■ **DESCRIPTION OF THE TASK**: Gather, from the data below, each line in which the word "styles" occurs.

## BEGIN

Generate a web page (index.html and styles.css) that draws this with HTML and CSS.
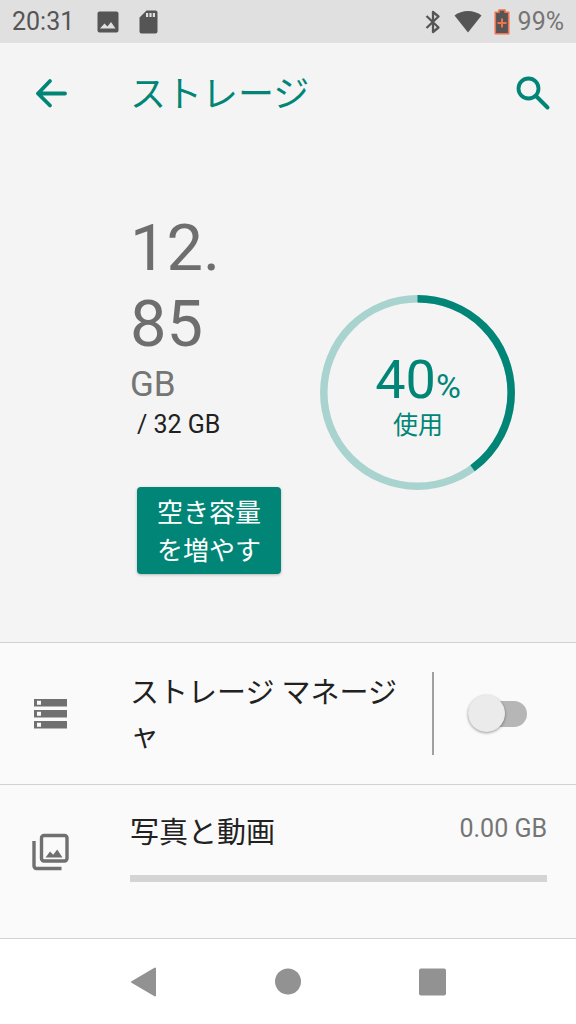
FILE: index.html
```html
<!DOCTYPE html>
<html lang="ja">
<head>
<meta charset="utf-8">
<meta name="viewport" content="width=device-width, initial-scale=1">
<title>ストレージ</title>
<link rel="stylesheet" href="styles.css">
</head>
<body>
<div class="status-bar">
  <span class="clock">20:31</span>
  <svg class="status-photo" width="22" height="22" viewBox="0 0 22 22" aria-hidden="true"><path fill="currentColor" fill-rule="evenodd" d="M2.500 0.500h17a2 2 0 0 1 2 2v17a2 2 0 0 1-2 2h-17a2 2 0 0 1-2-2v-17a2 2 0 0 1 2-2zM3 17.500h15.500l-4.500-6.500-3.500 4.500-3-3z"/></svg>
  <svg class="status-card" width="20" height="24" viewBox="0 0 20 24" aria-hidden="true"><path fill="currentColor" fill-rule="evenodd" d="M7.500 0.500h9a2 2 0 0 1 2 2v19a2 2 0 0 1-2 2h-14a2 2 0 0 1-2-2v-14zM7 3v4h2.200v-4zM10.400 3v4h2.200v-4zM13.800 3v4h2.200v-4z"/></svg>
  <div class="status-right">
    <svg width="18" height="24" viewBox="0 0 18 24" aria-hidden="true"><path fill="none" stroke="currentColor" stroke-width="2.300" stroke-linejoin="round" d="M2.500 6L14.500 17.500L9 22V2L14.500 6.500L2.500 18"/></svg>
    <svg class="wifi" width="28" height="24" viewBox="0 0 28 24" aria-hidden="true"><path fill="currentColor" d="M0.500 5.500C8 -0.500 20 -0.500 27.500 5.500L14 22.500z"/></svg>
    <svg class="battery" width="16" height="26" viewBox="0 0 16 26" aria-hidden="true"><path fill="#555" stroke="#f0714c" stroke-width="1.600" stroke-linejoin="round" d="M5 3.200V1h6v2.200h3.700v21.500H1.300V3.200z"/><path stroke="#f0714c" stroke-width="2" d="M8 9.500v9M3.500 14h9"/></svg>
    <span class="level">99%</span>
  </div>
</div>

<header class="app-bar">
  <button class="icon-button" type="button" aria-label="戻る"><svg width="34" height="32" viewBox="0 0 34 32"><path fill="none" stroke="currentColor" stroke-width="3.800" stroke-linecap="round" stroke-linejoin="round" d="M16 4L4 16.500l12 12M4 16.500h27"/></svg></button>
  <h1 class="title">ストレージ</h1>
  <button class="icon-button" type="button" aria-label="検索"><svg width="36" height="36" viewBox="0 0 36 36"><circle cx="13.500" cy="13.500" r="10" fill="none" stroke="currentColor" stroke-width="3.800"/><path stroke="currentColor" stroke-width="4" stroke-linecap="round" d="M21 21l11.500 11.500"/></svg></button>
</header>

<main class="content">
  <section class="summary">
    <div class="usage">
      <div class="used">12.<wbr>85</div>
      <div class="unit">GB</div>
      <div class="total">/ 32 GB</div>
      <button class="free-button" type="button">空き容量を増やす</button>
    </div>
    <div class="donut">
      <svg class="ring" viewBox="0 0 196 196" aria-hidden="true"><circle cx="97.500" cy="97.500" r="93.700" fill="none" stroke="#a9d3ce" stroke-width="7.500"/><circle cx="97.500" cy="97.500" r="93.700" fill="none" stroke="#008577" stroke-width="7.500" pathLength="100" stroke-dasharray="40 60" transform="rotate(-90 97.500 97.500)"/></svg>
      <div class="donut-label">
        <div class="percent">40<span class="sign">%</span></div>
        <div class="caption">使用</div>
      </div>
    </div>
  </section>

  <section class="row manager">
    <svg class="row-icon" width="38" height="38" viewBox="0 0 38 38" aria-hidden="true"><path fill="currentColor" fill-rule="evenodd" d="M3 4h33v7.500H3zM6 5.800v4h4v-4zM3 15h33v7.500H3zM6 16.800v4h4v-4zM3 26h33v7.500H3zM6 27.800v4h4v-4z"/></svg>
    <label class="row-title" for="manager-switch">ストレージ マネージャ</label>
    <div class="switch-box"><input class="switch" id="manager-switch" type="checkbox" role="switch"></div>
  </section>

  <section class="row media">
    <svg class="row-icon" width="38" height="38" viewBox="0 0 38 38" aria-hidden="true"><rect x="10.500" y="2.500" width="25.500" height="25.500" rx="2.500" fill="none" stroke="currentColor" stroke-width="3.400"/><path fill="none" stroke="currentColor" stroke-width="3.400" d="M3 8v25a2.500 2.500 0 0 0 2.500 2.500H30.500"/><path fill="currentColor" d="M14.500 24.500l4.500-6 3.200 3.200 4-5.200 5.300 8z"/></svg>
    <div class="media-body">
      <div class="media-line"><span class="row-title" id="media-name">写真と動画</span><span class="size">0.00 GB</span></div>
      <progress class="bar" value="0" max="100" aria-labelledby="media-name"></progress>
    </div>
  </section>
</main>

<nav class="nav-bar">
  <button class="nav-button" type="button" aria-label="戻る"><svg width="30" height="30" viewBox="0 0 30 30"><path fill="currentColor" stroke="currentColor" stroke-width="2" stroke-linejoin="round" d="M3 15L26 1.500v27z"/></svg></button>
  <button class="nav-button" type="button" aria-label="ホーム"><svg width="30" height="30" viewBox="0 0 30 30"><circle cx="15" cy="14.500" r="13" fill="currentColor"/></svg></button>
  <button class="nav-button" type="button" aria-label="アプリ履歴"><svg width="30" height="30" viewBox="0 0 30 30"><rect x="2" y="1.500" width="27" height="27" rx="2" fill="currentColor"/></svg></button>
</nav>
</body>
</html>
```
FILE: styles.css
```css
* {
  box-sizing: border-box;
}

body {
  margin: 0;
  min-height: 100vh;
  display: flex;
  flex-direction: column;
  background: #f4f4f4;
  color: #212121;
  font-family: Roboto, "Noto Sans CJK JP", sans-serif;
}

button {
  border: 0;
  padding: 0;
  background: none;
  color: inherit;
  font: inherit;
  cursor: pointer;
}

svg {
  display: block;
}

.status-bar {
  display: flex;
  align-items: center;
  height: 43px;
  padding: 0 12px;
  background: #e0e0e0;
  color: #555;
  font-size: 25px;
}

.status-photo {
  margin-left: 23px;
}

.status-card {
  margin-left: 20px;
}

.status-right {
  display: flex;
  align-items: center;
  margin-left: auto;
}

.wifi {
  margin-left: 12px;
}

.battery {
  margin: 0 8px 0 12px;
}

.level {
  color: #757575;
}

.app-bar {
  display: flex;
  align-items: center;
  height: 100px;
  padding: 0 25px 0 34px;
  color: #008577;
}

.title {
  flex: 1;
  margin: 0 0 0 62px;
  padding-top: 4px;
  font-size: 36px;
  font-weight: 400;
  line-height: 52px;
}

.content {
  display: flex;
  flex: 1;
  flex-direction: column;
}

.summary {
  display: flex;
  flex: 1;
  align-items: flex-start;
  justify-content: space-between;
  padding: 67px 60px 68px 130px;
}

.used {
  width: 120px;
  color: #6e6e6e;
  font-size: 65px;
  line-height: 76px;
}

.unit {
  color: #757575;
  font-size: 35px;
  line-height: 46px;
}

.total {
  margin: 2px 0 0 7px;
  font-size: 25px;
  line-height: 30px;
}

.free-button {
  width: 144px;
  margin: 47px 0 0 7px;
  padding: 7px 20px 4px;
  border-radius: 4px;
  background: #008577;
  box-shadow: 0 1px 3px rgba(0, 0, 0, 0.25);
  color: #fff;
  font-size: 26px;
  line-height: 38px;
  text-align: left;
}

.donut {
  display: grid;
  width: 196px;
  margin-top: 85px;
  color: #008577;
}

.ring,
.donut-label {
  grid-area: 1 / 1;
}

.donut-label {
  align-self: center;
  padding-top: 10px;
  text-align: center;
}

.percent {
  font-size: 54px;
  line-height: 50px;
}

.sign {
  font-size: 34px;
}

.caption {
  font-size: 25px;
  line-height: 30px;
}

.row {
  display: flex;
  border-top: 1px solid #d2d2d2;
  background: #fafafa;
}

.row-icon {
  flex: none;
  margin: 0 61px 0 31px;
  color: #707070;
}

.row-title {
  font-size: 29px;
}

.manager {
  align-items: center;
  padding: 26px 0;
}

.manager .row-title {
  flex: 1;
  padding-top: 3px;
  line-break: anywhere;
  line-height: 43px;
}

.switch-box {
  display: flex;
  flex: none;
  align-items: center;
  justify-content: center;
  width: 144px;
  height: 83px;
  margin-left: 28px;
  padding-right: 15px;
  border-left: 2px solid #a0a0a0;
}

.switch {
  display: flex;
  align-items: center;
  width: 59px;
  height: 26px;
  margin: 0;
  border-radius: 13px;
  background: #b6b6b6;
  appearance: none;
}

.switch::before {
  content: "";
  width: 37px;
  height: 37px;
  border-radius: 50%;
  background: #ebebeb;
  box-shadow: 0 1px 3px rgba(0, 0, 0, 0.4);
}

.switch:checked {
  justify-content: flex-end;
  background: #80c2bb;
}

.media {
  align-items: flex-start;
  padding: 23px 29px 56px 0;
}

.media .row-icon {
  margin-top: 25px;
}

.media .row-title {
  line-height: 50px;
}

.media-body {
  flex: 1;
}

.media-line {
  display: flex;
  align-items: flex-start;
  justify-content: space-between;
}

.size {
  color: #757575;
  font-size: 25px;
  line-height: 42px;
}

.bar {
  display: block;
  width: 100%;
  height: 7px;
  margin-top: 17px;
  border: 0;
  background: #d4d4d4;
  appearance: none;
}

.bar::-webkit-progress-bar {
  background: #d4d4d4;
}

.bar::-webkit-progress-value {
  background: #008577;
}

.nav-bar {
  display: flex;
  height: 86px;
  padding: 0 12.5%;
  border-top: 1px solid #d2d2d2;
  background: #fff;
  color: #929292;
}

.nav-button {
  display: flex;
  flex: 1;
  align-items: center;
  justify-content: center;
}
```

## END

■ **PROBLEM SOLUTION**:
Generate a web page (index.html and styles.css) that draws this with HTML and CSS.
<link rel="stylesheet" href="styles.css">
FILE: styles.css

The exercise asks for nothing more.